En el mundo hay dos tipos de personas, Aquellas que al rozar la cuarentena, incluso, antes, aborrecen salir de juerga, y aquellas que cuanta más fiesta, mejor. Como podrán imaginarse yo soy de los segundos, y aunque mucha gente me diga que ya no estoy para estos trotes, yo sigo con mi tole-tole porque puedo y quiero.
Si bien es cierto que mi cuerpo se resiente cuando trasnocho y bebo más de la cuenta, necesito salir y alternar tanto o más que cuando era un chaval. La tarde o la noche. El gentío y la bullanga. Cerveza, cháchara y risas. Música de la buena o de la mala (la cuestión es mover el esqueleto, ¡qué más da! Y si ligas, mejor que mejor.
Seguramente ustedes aboguen por tomarse un buen gin tonic en una terraza a orillas del mar, la paz que habita en las montañas o el calor de un buen libro en el sofá, a lo que les respondo: yo también. Las dos situaciones no son excluibles, practico todas ellas y, además, me va la marcha.
Lo admito. Me gustan verbenas, bares y discotecas. Son lugares en los que el personal se desinhibe, da rienda suelta a su yo menos comprometido, más canalla y divertido, a besos, atrevimientos y verdades, su imaginación e ingenio. Sí, son espacios abarrotados y ruidosos, pero muy generosos.
El mundo de la parranda es pura fantasía, un lugar lleno de monstruos repletos de miserias y sinsabores que, arrastrados por motivos de lo más variopintos, se dejan llevar en un vacío menos normativo por un vaivén de locuras que nos suelen alejar de ámbitos más comedidos como la familia o el trabajo.
No digo que todo sea de color de rosa, pues también hay muchos excesos, algún corazón roto y más de un golpe que, a menos que te pillen de sorpresa, hay que esquivarlos para seguir con el ánimo intacto. Que tontos, desquiciados y buscarruidos también salen y hay que saber identificarlos.
Con todo esto no quiero decir que salgan de farra todos los días, ni mucho menos los señalados (estas fechas, las peores), pero sí que alienten la vida y se animen de vez en cuando aunque las horas postreras no sean muy agradables. A veces merece la pena dejarse llevar por el espíritu festivo que se respira hasta en los libros para niños. Y como muestra, dos estupendos botones: Una fiesta de disfraces, escrito por Catalina González Vilar, ilustrado por Paula Alenda y publicado por Degomagom, y ¡En este libro hay una fiesta! ¡Vamos! ¡Entra!, un álbum de Jamie Michalak y Sabine Timm, editado en castellano por Kókinos.

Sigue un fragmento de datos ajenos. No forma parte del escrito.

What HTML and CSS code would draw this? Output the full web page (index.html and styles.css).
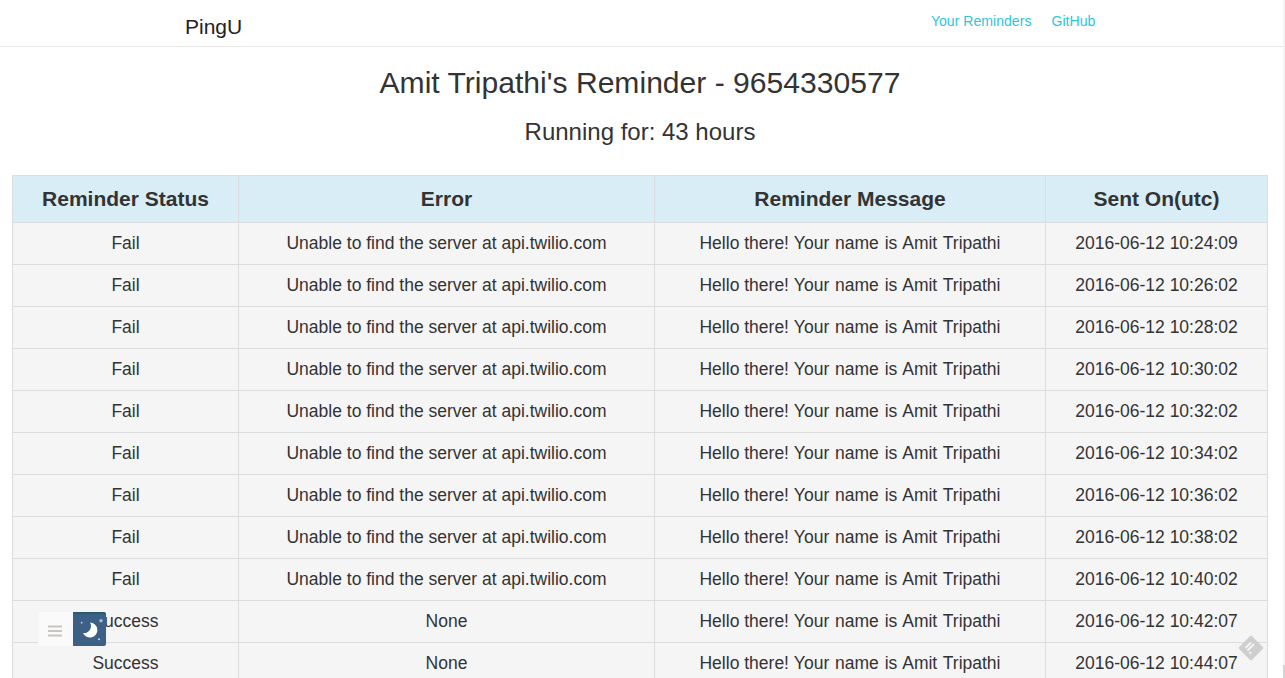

Como cada verano, la señora Melitona celebra su fiesta de disfraces y todos los que viven en el prado acuden a ella. Los del gran manzano, los de la mata de zarzamora y hasta los del viejo pozal abandonado. Empieza la merienda y cada uno acude con su atuendo monotemático. Verde, rosa, azul y amarillo. Todos comen y bailan al son de la música cuando, de repente, una ráfaga de viento huracanado hace aparición…

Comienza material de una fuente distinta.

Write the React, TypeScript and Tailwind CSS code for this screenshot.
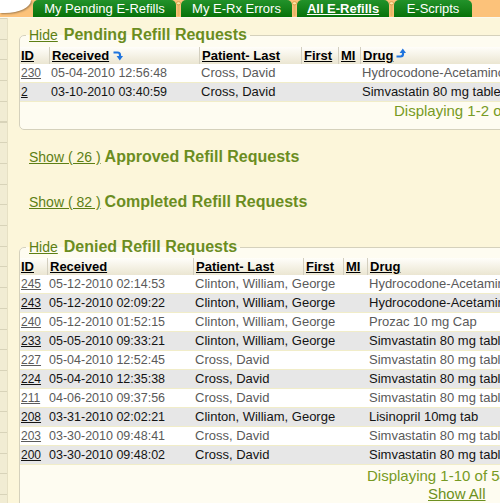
import React from "react";

type Row = { id: string; date: string; patient: string; drug: string };

const pending: Row[] = [
  { id: "230", date: "05-04-2010 12:56:48", patient: "Cross, David", drug: "Hydrocodone-Acetaminophen 5-500" },
  { id: "2", date: "03-10-2010 03:40:59", patient: "Cross, David", drug: "Simvastatin 80 mg tablet" },
];

const denied: Row[] = [
  { id: "245", date: "05-12-2010 02:14:53", patient: "Clinton, William, George", drug: "Hydrocodone-Acetaminophen" },
  { id: "243", date: "05-12-2010 02:09:22", patient: "Clinton, William, George", drug: "Hydrocodone-Acetaminophen" },
  { id: "240", date: "05-12-2010 01:52:15", patient: "Clinton, William, George", drug: "Prozac 10 mg Cap" },
  { id: "233", date: "05-05-2010 09:33:21", patient: "Clinton, William, George", drug: "Simvastatin 80 mg tablet" },
  { id: "227", date: "05-04-2010 12:52:45", patient: "Cross, David", drug: "Simvastatin 80 mg tablet" },
  { id: "224", date: "05-04-2010 12:35:38", patient: "Cross, David", drug: "Simvastatin 80 mg tablet" },
  { id: "211", date: "04-06-2010 09:37:56", patient: "Cross, David", drug: "Simvastatin 80 mg tablet" },
  { id: "208", date: "03-31-2010 02:02:21", patient: "Clinton, William, George", drug: "Lisinopril 10mg tab" },
  { id: "203", date: "03-30-2010 09:48:41", patient: "Cross, David", drug: "Simvastatin 80 mg tablet" },
  { id: "200", date: "03-30-2010 09:48:02", patient: "Cross, David", drug: "Simvastatin 80 mg tablet" },
];

function SortDown() {
  return (
    <svg width="10" height="11" viewBox="0 0 10 11" className="inline-block ml-[4px] align-[-1px]">
      <path d="M0.5 2.5 H4.5 Q7 2.5 7 5 V6.5" stroke="#1f74de" strokeWidth="2.2" fill="none" />
      <polygon points="3.6,6 10,6 6.8,10.5" fill="#1f74de" />
    </svg>
  );
}

function SortUp() {
  return (
    <svg width="10" height="11" viewBox="0 0 10 11" className="inline-block ml-[3px] align-[1px]">
      <path d="M0.5 8.5 H4.5 Q7 8.5 7 6 V4.5" stroke="#1f74de" strokeWidth="2.2" fill="none" />
      <polygon points="3.6,5 10,5 6.8,0.5" fill="#1f74de" />
    </svg>
  );
}

function Pin() {
  return (
    <div className="w-[5px] h-[17px] flex justify-center">
      <svg width="6" height="17" viewBox="0 0 6 17">
        <path d="M3 3 V17" stroke="#c98a2c" strokeWidth="1.6" />
        <path d="M3 3.5 V17" stroke="#fde6a6" strokeWidth="0.6" />
        <ellipse cx="3" cy="2.2" rx="2.6" ry="1.9" fill="#fde6a6" stroke="#c98a2c" strokeWidth="0.7" />
      </svg>
    </div>
  );
}

function Tab({ w, children, active }: { w: string; children: React.ReactNode; active?: boolean }) {
  return (
    <div
      className={`${w} h-[17px] rounded-t-[5px] bg-linear-to-b from-[#22922a] to-[#077207] text-white text-[13px] leading-[17px] text-center whitespace-nowrap ${
        active ? "font-bold underline" : ""
      }`}
    >
      {children}
    </div>
  );
}

function Table({ rows, widths, icons }: { rows: Row[]; widths: string[]; icons?: boolean }) {
  const [wId, wRec, wPat, wFirst, wMi] = widths;
  const hc = "h-full pl-[2px] border-l border-[#d3cfbf]";
  return (
    <div className="w-full">
      <div className="flex h-[17px] leading-[17px] text-[13px] font-bold text-black bg-linear-to-b from-[#fffefa] to-[#ebe6d2] whitespace-nowrap">
        <div className={`${wId} shrink-0 pl-[1px]`}>
          <span className="underline">ID</span>
        </div>
        <div className={`${wRec} shrink-0 ${hc}`}>
          <span className="underline">Received</span>
          {icons && <SortDown />}
        </div>
        <div className={`${wPat} shrink-0 ${hc}`}>
          <span className="underline">Patient- Last</span>
        </div>
        <div className={`${wFirst} shrink-0 ${hc}`}>
          <span className="underline">First</span>
        </div>
        <div className={`${wMi} shrink-0 ${hc}`}>
          <span className="underline">MI</span>
        </div>
        <div className={`flex-1 ${hc}`}>
          <span className="underline">Drug</span>
          {icons && <SortUp />}
        </div>
      </div>
      {rows.map((r, i) => {
        const odd = i % 2 === 0;
        return (
          <div
            key={r.id}
            className={`flex h-[19px] leading-[18px] border-b border-[#f1edc9] whitespace-nowrap ${
              odd ? "bg-white text-[#5a5a5a]" : "bg-[#e7e7e7] text-[#141414]"
            }`}
          >
            <div className={`${wId} shrink-0 pl-[1px] text-[12px]`}>
              <span className="underline">{r.id}</span>
            </div>
            <div className={`${wRec} shrink-0 pl-[2px] text-[12.5px]`}>{r.date}</div>
            <div className={`${wPat} shrink-0 pl-[2px] text-[13px]`}>{r.patient}</div>
            <div className={`${wFirst} shrink-0`} />
            <div className={`${wMi} shrink-0`} />
            <div className="flex-1 pl-[2px] text-[13px]">{r.drug}</div>
          </div>
        );
      })}
    </div>
  );
}

function Legend({ action, title }: { action: string; title: string }) {
  return (
    <legend className="ml-[6px] px-[3px] leading-[18px] whitespace-nowrap">
      <span className="text-[14px] underline text-[#5d7f14]">{action}</span>
      <span className="ml-[6px] text-[16px] font-bold text-[#6b8d1f]">{title}</span>
    </legend>
  );
}

export default function App() {
  return (
    <div className="w-[500px] h-[503px] overflow-hidden flex flex-col bg-[#fcf6da] font-['Liberation_Sans',Arial,sans-serif]">
      {/* Tab bar */}
      <div className="flex h-[17px] shrink-0 bg-[#fcc27a]">
        <div className="w-[33px] h-[17px] shrink-0">
          <div className="w-[31px] h-[13px] bg-white rounded-br-[26px_13px] shadow-[1px_1px_2px_rgba(0,0,0,0.35)]" />
        </div>
        <Tab w="w-[143px]">My Pending E-Refills</Tab>
        <Pin />
        <Tab w="w-[111px]">My E-Rx Errors</Tab>
        <Pin />
        <Tab w="w-[92px]" active>
          All E-Refills
        </Tab>
        <Pin />
        <Tab w="w-[78px]">E-Scripts</Tab>
      </div>
      <div className="h-[1px] shrink-0 bg-[#fbf9ee]" />

      <div className="flex flex-1 min-h-0">
        <div className="w-[8px] shrink-0 border-r border-[#e6e0c4] bg-[image:repeating-linear-gradient(to_bottom,#d8d3b9_0px,#d8d3b9_1px,#f1ecd3_1px,#f1ecd3_20.7px)]" />
        <div className="flex-1 overflow-hidden pl-[11px]">
          {/* Pending */}
          <fieldset className="mt-[8px] w-[620px] min-w-0 border border-[#d5d1bc] rounded-[5px] bg-[#fefcf1] pb-[9px]">
            <Legend action="Hide" title="Pending Refill Requests" />
            <div className="mt-[3px]">
              <Table rows={pending} widths={["w-[29px]", "w-[150px]", "w-[102px]", "w-[37px]", "w-[22px]"]} icons />
            </div>
            <div className="pl-[374px] text-[15px] leading-[18px] text-[#779a24] whitespace-nowrap">
              Displaying 1-2 of 2
            </div>
          </fieldset>

          {/* Approved */}
          <div className="mt-[18px] pl-[10px] leading-[18px] whitespace-nowrap">
            <span className="text-[14px] underline text-[#5d7f14]">Show ( 26 )</span>
            <span className="ml-[4px] text-[16px] font-bold text-[#6b8d1f]">Approved Refill Requests</span>
          </div>

          {/* Completed */}
          <div className="mt-[27px] pl-[10px] leading-[18px] whitespace-nowrap">
            <span className="text-[14px] underline text-[#5d7f14]">Show ( 82 )</span>
            <span className="ml-[4px] text-[16px] font-bold text-[#6b8d1f]">Completed Refill Requests</span>
          </div>

          {/* Denied */}
          <fieldset className="mt-[27px] w-[620px] min-w-0 border border-[#d5d1bc] rounded-[5px] bg-[#fefcf1] pb-[20px]">
            <Legend action="Hide" title="Denied Refill Requests" />
            <div className="mt-[2px]">
              <Table rows={denied} widths={["w-[27px]", "w-[146px]", "w-[110px]", "w-[40px]", "w-[24px]"]} />
            </div>
            <div className="mt-[2px] pl-[347px] text-[15px] leading-[18px] text-[#779a24] whitespace-nowrap">
              Displaying 1-10 of 54
            </div>
            <div className="pl-[408px] text-[15px] leading-[18px] whitespace-nowrap">
              <span className="underline text-[#6d9020]">Show All</span>
            </div>
          </fieldset>
        </div>
      </div>
    </div>
  );
}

En esta elegante y sencilla propuesta, Catalina González Vilar nos ofrece una narración muy alegre pero donde subyace un discurso muy interesante en el que se cuelan colectivismo, diversidad y multiculturalidad sin hacer gala de esa vis empalagosa que tanto detesto y llena montones de libros de valores. Si a ello añadimos la frescura de esas aguadas coloristas que tanto me gustan de Paula Alenda, la cosa se transforma en un deleite visual que no deben perderse.
La segunda historia de hoy nos invita a entrar en una fiesta junto a Limón, su protagonista. Abrimos la puerta y pasamos las páginas. En las primeras hay un ratón, una casa, un calcetín y un pantalón jugando a no pisar el suelo. Aquí no es. Seguimos buscando con Limón. Otra puerta. Solo gatos y zapatos. No hay fiesta que valga. En la siguiente unas frutitas muy arregladitas. ¡Tampoco! ¿Encontrará la fiesta Limón?
Con objetos cotidianos y mucha imaginación, las autoras recrean una historia a base de fotografías donde el sinsentido, el diorama y el knolling son la base de una historia interactiva que puede desbordarse como el lector quiera y donde hay destellos de Hervé Tullet o Christian Voltz. Desorbitado, colorista y muy imaginativo.